Columnist Susan Snyder: Having a Grand laugh over canyon
Tuesday, March 21, 2000 | 9:12 a.m.
Susan Snyder's column appears Tuesdays and Sundays. Reach her at snyder@vegas.com or 259-4082.
A moment of silence, please, for Arizona tourism officials.
Their sense of humor died.
It seems the people in charge of attracting tourists to the Grand Canyon worry they may lose a large number of their 12 million annual visitors to a Grand Canyon-themed mall on the Las Vegas Strip.
Stop giggling. These people are actually worried.
You should be laughing really hard.
"We would be excited if 12 million people came into our store," said Paul Simkins, who is in charge of the mall project.
National Public Radio interviewed Simkins earlier this month for a story about how his mall is received by those who sell the breathtaking Arizona landmark.
Instead of laughing it off as another of Las Vegas' over-the-top building projects -- hey, we do vulgar better than anybody else -- these Arizonans were vexed.
Simkins says one of the most rankled was a woman who hawks the canyon at tourism trade shows. She said people who crowd around her booth are lured away by the Las Vegas display.
"She said she has all these beautiful pictures, and the Las Vegas booth is across from her with 'one of those showgirls with legs up to her neck,' " Simkins said.
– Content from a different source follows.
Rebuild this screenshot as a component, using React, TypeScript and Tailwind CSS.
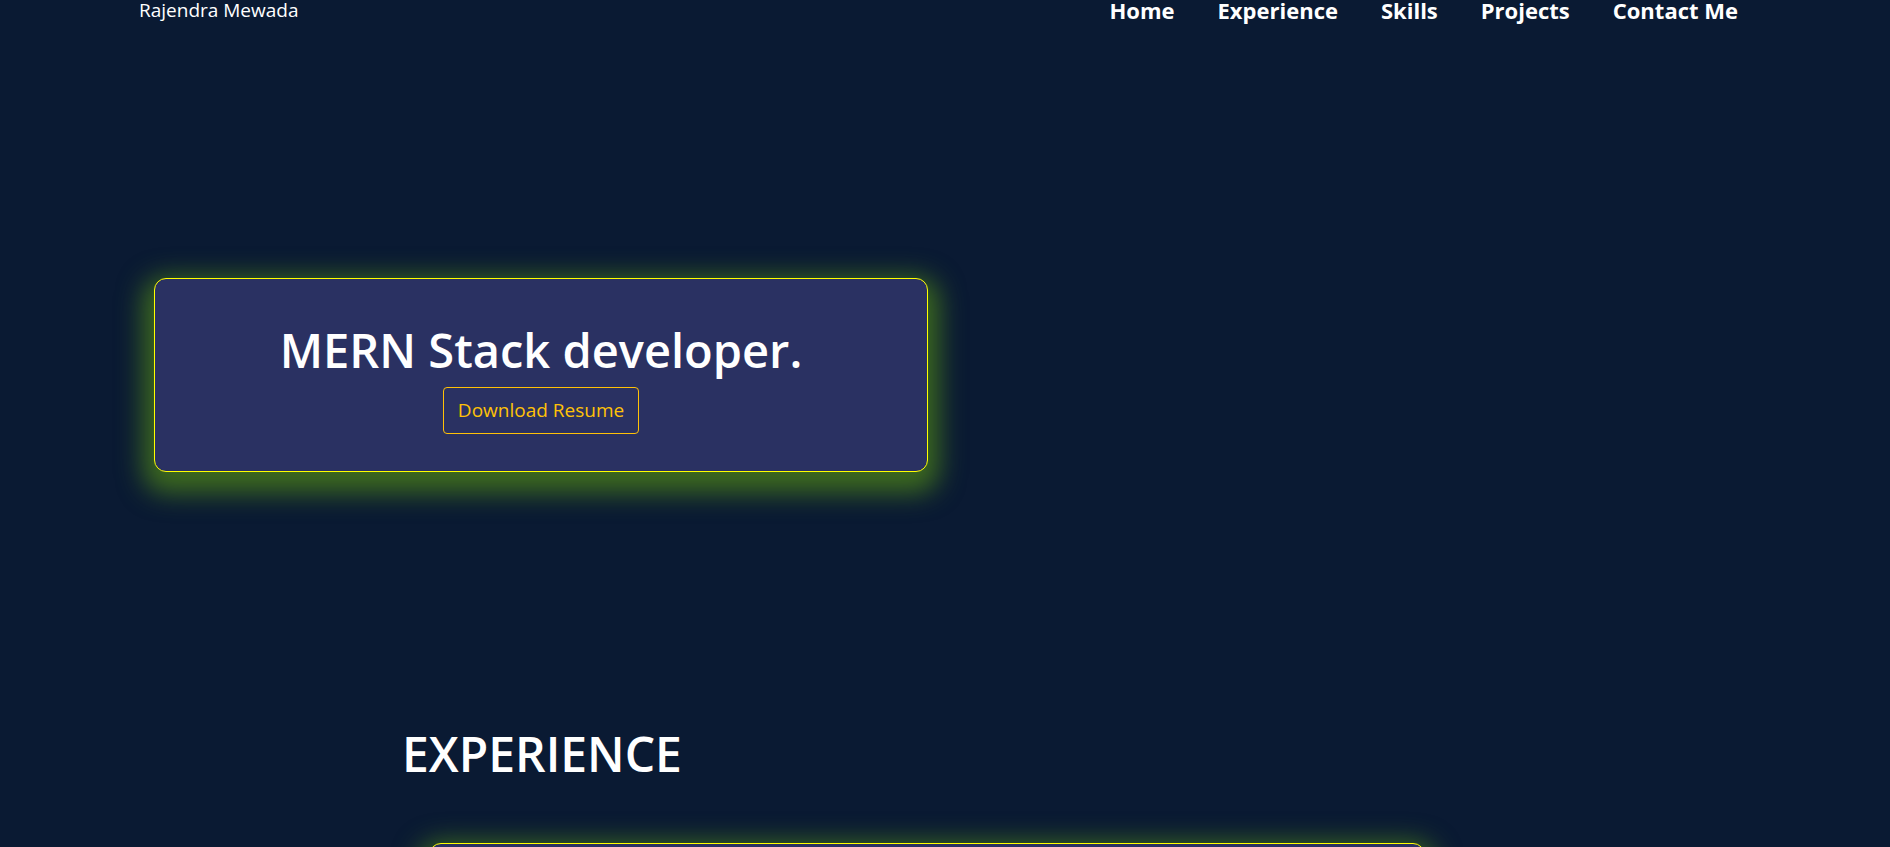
import React from 'react';

const links = ['Home', 'Experience', 'Skills', 'Projects', 'Contact Me'];

function Header() {
	return (
		<header className="flex h-[23px] items-start justify-between pl-[139px] pr-[152px] pt-px">
			<span className="text-[19px] leading-none text-white">Rajendra Mewada</span>
			<nav className="-mt-[2px] flex items-start gap-[43px]">
				{links.map((l) => (
					<a key={l} href="#" className="text-[22px] font-bold leading-none text-white">
						{l}
					</a>
				))}
			</nav>
		</header>
	);
}

function Hero() {
	return (
		<section className="pt-[255px] pl-[154px]">
			<div className="flex w-[774px] flex-col items-center rounded-xl border border-[#ffff00] bg-[#2a3162] pt-[48px] pb-[37px] shadow-[0_10px_26px_11px_#3d6a1f]">
				<h1 className="text-[47px] font-semibold leading-none text-white">MERN Stack developer.</h1>
				<button className="mt-[13px] h-[47px] rounded border border-[#ffc107] px-[14px] text-[19px] text-[#ffc107]">
					Download Resume
				</button>
			</div>
		</section>
	);
}

function Experience() {
	return (
		<section className="pt-[258px]">
			<h2 className="pl-[402px] text-[48px] font-semibold leading-none text-white">EXPERIENCE</h2>
			<div className="mt-[65px] ml-[429px] h-[300px] w-[996px] rounded-xl border border-[#ffff00] bg-[#2a3162] shadow-[0_10px_26px_11px_#3d6a1f]" />
		</section>
	);
}

export default function App() {
	return (
		<div className="h-[847px] w-full overflow-hidden bg-[#0a1a33]" style={{ fontFamily: '"Open Sans", "Noto Sans", sans-serif' }}>
			<Header />
			<Hero />
			<Experience />
		</div>
	);
}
"Certainly the canyon is better to look at than a showgirl," he said. "It'd be hard to believe somebody wouldn't be blown away by their first view of the Grand Canyon. We hope people will be encouraged to take the trip."
Well, one would hope. But let's face it: There are people who would rather see the showgirl. For them, the Grand Canyon is just another big hole, and the new Las Vegas Mall is all the canyon grandeur they want to bother with.
The mall is actually a single 22,000-square-foot store with several departments flanking the 140-foot-long, 36-foot-tall "canyon."
It's designed to be a collage of the real McCoy, with American Indian ruins on one side and a 36-foot waterfall at one end. Once an hour visitors will experience a "thunder-and-lightning" storm.
Visitors will see an area devoted to the glitz and glamour of old Las Vegas, a section for Area 51 and a booth for a local Grand Canyon tour company.
They're also re-creating Las Vegas' original Mike and Harry's, a famous pre-Strip stop-off for the California-bound. Other sections include those selling upscale American Indian jewelry and plush animals.
Simkins says he's already heard that a handful of environmentalists don't approve of plans for a full-size helicopter perched atop the "canyon" wall -- rotors turning.
Some people just can't take a joke.
"We're not trying to re-create the canyon. How could we presume to create the Grand Canyon?" Simkins laughs. "If I want to see the canyon, I'll go there. If I want to be entertained while I buy a souvenir, I'll come here."
Only a ninny would liken strolling a mall on the Las Vegas Strip to seeing the massive wingspan of a California condor soaring above one of God's great works.
Frankly, I'd rather the ninnies came here to drop their candy wrappers.